By this time a community policeman had arrived, and then two police vans - 8 police in all! They stopped a tour guide who was passing as she could speak English so we even had an interpreter. It appeared that the local lad had seen what had happened but wasn't involved (he must have run because he was scared) and the others, one of whom threw a large rock at G, disappeared in the other direction. It is such a small community, and the whole incident caused such local interest that someone probably knows who did it - they wanted the (new) hired mountain bike, not our bikes of course. We were very pleased to see the bikes again, only slightly the worse for wear for having been carried/dragged together into the bushes.
So the sailing life isn't all sailing! However we have had P on board for 3 weeks, and have sailed the Society Islands fairly thoroughly. In Moorea went to a spot where stingrays come to be fed. A bit touristy (the rays have their stings cut off), but the rays come right up to you and take bits of fish from your hand. We didn't take food for them, but there were enough people around who had, tinned sardines seemed just as welcome, so we had a close-up view. Left the island with a good supply of small sweet pineapples which grow so well on the volcanic soil of Tahiti and Moorea. It was a night sail to Huahine, about 80 miles. We chose a rough night, winds 25 knots which wasn't too bad, but the seas were big and we were running with the wind so rolling like mad. Everything rattling and banging and none of us got much sleep, it was so nice to get into the calm shelter of the island early in the morning.
Huahine is really two islands very close together and connected by a short bridge. We explored the northern island by bike, filling our rucksacks with a tasty fruit called 'star apples' (not star fruit) bought at the roadside, and also some mangoes picked from a wayside tree, so were fairly heavily laden for much of the day but had plenty of fruity refreshment. There were plenty of stops en route - a huge complex of ancient 'marae' or religious sites consisting of stone platforms and upright slabs of stone. Some were beside the sea, and some up steep paved tracks through thick forest - plenty of mosquitoes. There was a vanilla farm to visit, and we hadn't realised that the pods grow on a sort of vine (the tourist info says it is an orchid??) Only one harvest a year, then the pods are dried in the sun for 3 hrs a day for 3 months, so no wonder they are quite expensive to buy. We've seen the pods used to make sweet-smelling bracelets, and also as a sauce for fish. Don't fancy the latter. Another break to take a short boat ride out to a pearl farm in the middle of the lagoon, with demonstrations of how the oysters are prepared and a final stop was to see some sacred blue-eyed eels that live in a small river. They come to the bank to be fed (tinned sardines again). There's a taboo ('tapu') on eating them.

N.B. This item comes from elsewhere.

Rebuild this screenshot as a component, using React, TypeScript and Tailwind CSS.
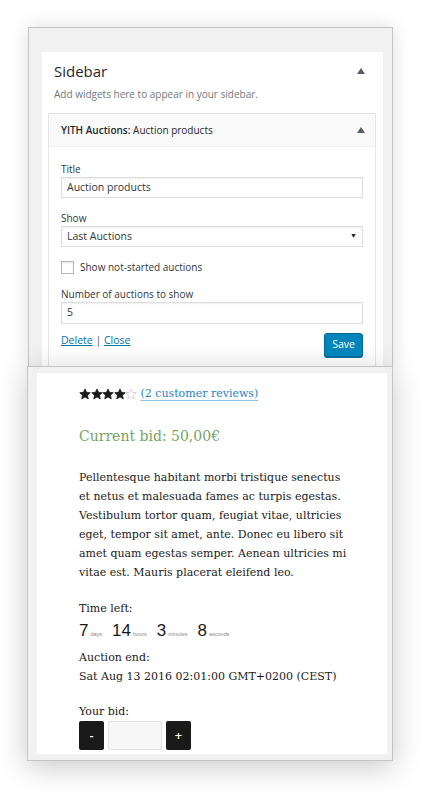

We had hoped that there would be some dancing for P to see, so were pleased to hear that there was a local 'soiree' in the little town. Actually it was a 20 min walk out of town, very dark and no pavement but luckily not very much traffic. A large marquee had been erected with lots of food stalls and a bouncy castle around it. It looked as though the whole town was there, and all evening people were coming and going into the marquee with food, and children were playing around, a real local event, not put on for tourists which was nice. Many women were dressed in traditional brightly coloured mumus with coronets of flowers on their heads, and the men with necklaces of shells and sharks teeth and coronets of leaves and bark. The dancing was great fun, lots of hip swinging and foot stamping to drums and guitars. As we noticed before in Papeete, the dancers are all sizes, and those with rolls of fat dance as enthusiastically as the skinny ones, it's just not considered important. We have some good photos which hopefully will get on the blog in due course.
Bora Bora was the last island we visited before leaving French Polynesia. It has a population of 5,000, 50% of whom have arrived in the last 10 yrs or so to work in the tourist industry. There are lots of resort complexes owned by Intercontinental, Sofitel, Club Med etc etc, ie international not local; all very upmarket and self-contained, so the island outside these walled complexes appears poorer and less well-kept than the other islands in the group. Local little restaurants and bars are only used by independent travellers, cruising people and Sunsail charter clients. Whereas the other islands have income outside tourism - pearls, vanilla, pineapples etc., in Bora Bora there is nothing, even much of the artisan stuff in the shops is brought in from elsewhere. A strange contrast. The resorts all consist of thatched cottages built on stilts out over the water so you can swim in beautiful clear blue sea straight from your terrace. And the lagoon is calm and has lovely colours, almost like the calendar pictures.
Now we have reached the Cook islands, a 500 mile, 3 night sail, and are in Rarotonga.